3. Recursive Construction: Recursively apply the above steps to construct the left and right substrees.

C++ Implementation

#include <unordered_map>
#include <vector>
#include <iostream>

struct TreeNode {
    int val;
    TreeNode *left;
    TreeNode *right;
    TreeNode(int x) : val(x), left(NULL), right(NULL) {}
};

class Solution {
    std::unordered_map<int, int> inorderIndexMap;
    int preorderIndex = 0;

    TreeNode* buildTreeHelper(std::vector<int>& preorder, int left, int right) {
        if (left > right) return NULL;

        // Root value from preorder traversal
        int rootValue = preorder[preorderIndex++];
        
        TreeNode* root = new TreeNode(rootValue);
        int inorderIndex = inorderIndexMap[rootValue];

        // Recursively build left and right subtrees
        root->left = buildTreeHelper(preorder, left, inorderIndex - 1);
        root->right = buildTreeHelper(preorder, inorderIndex + 1, right);

        return root;
    }

public:
    TreeNode* buildTree(std::vector<int>& preorder, std::vector<int>& inorder) {
        // Store the index of each value from inorder in a map
        for (int i = 0; i < inorder.size(); ++i) {
            inorderIndexMap[inorder[i]] = i;
        }
        return buildTreeHelper(preorder, 0, inorder.size() - 1);
    }
};

Java Implementation

import java.util.HashMap;
import java.util.Map;

class TreeNode {
    int val;
    TreeNode left;
    TreeNode right;
    TreeNode(int x) { val = x; }
}

class Solution {
    private Map<Integer, Integer> inorderIndexMap;
    private int preorderIndex;

    private TreeNode buildTreeHelper(int[] preorder, int left, int right) {
        if (left > right) {
            return null;
        }
        
        int rootValue = preorder[preorderIndex++];
        TreeNode root = new TreeNode(rootValue);

        int inorderIndex = inorderIndexMap.get(rootValue);

        root.left = buildTreeHelper(preorder, left, inorderIndex - 1);
        root.right = buildTreeHelper(preorder, inorderIndex + 1, right);

        return root;
    }

    public TreeNode buildTree(int[] preorder, int[] inorder) {
        inorderIndexMap = new HashMap<>();
        for (int i = 0; i < inorder.length; i++) {
            inorderIndexMap.put(inorder[i], i);
        }
        preorderIndex = 0;
        return buildTreeHelper(preorder, 0, inorder.length - 1);
    }
}

Time and Space Complexity Analysis

• Time Complexity: The time complexity is O(n), where n is the number of nodes in the tree. This is because we process each node exactly once.

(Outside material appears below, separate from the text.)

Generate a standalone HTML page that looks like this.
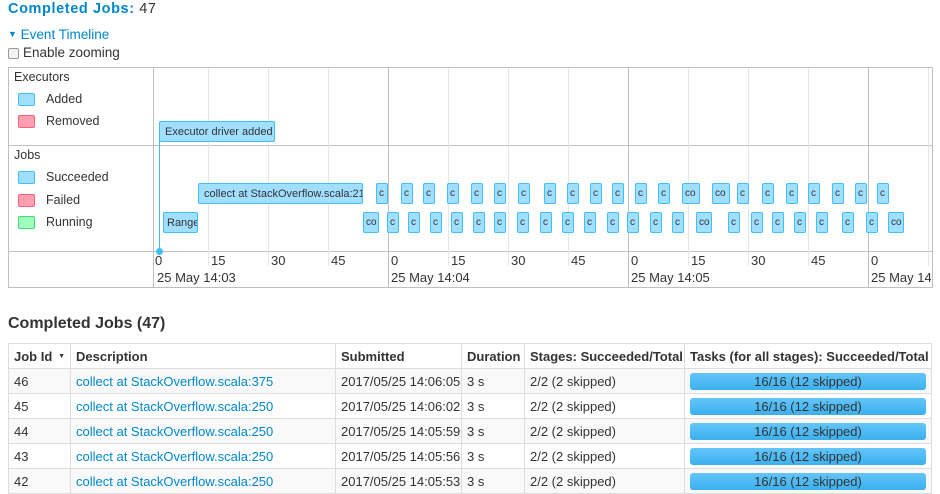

• Space Complexity: The space complexity is also O(n). This involves the storage for the hashmap to keep indices of inorder values and recursion stack space.

Common Mistakes to Avoid

1. Ignoring base cases: Ensure that the recursive function includes the correct base condition to terminate, preventing infinite recursion.
2. Incorrect index boundaries: Pay careful attention to index boundaries while slicing the preorder and inorder lists.

Similar Problems on LeetCode

• 105. Construct Binary Tree from Preorder and Inorder Traversal
• 106. Construct Binary Tree from Inorder and Postorder Traversal

Additional Resources and References

• Binary Trees on Wikipedia
• Binary Tree Traversals on GeeksforGeeks
• Recursive Algorithms in Trees

By understanding these traversal sequences and recursive building techniques, you'll efficiently solve similar binary tree construction problems.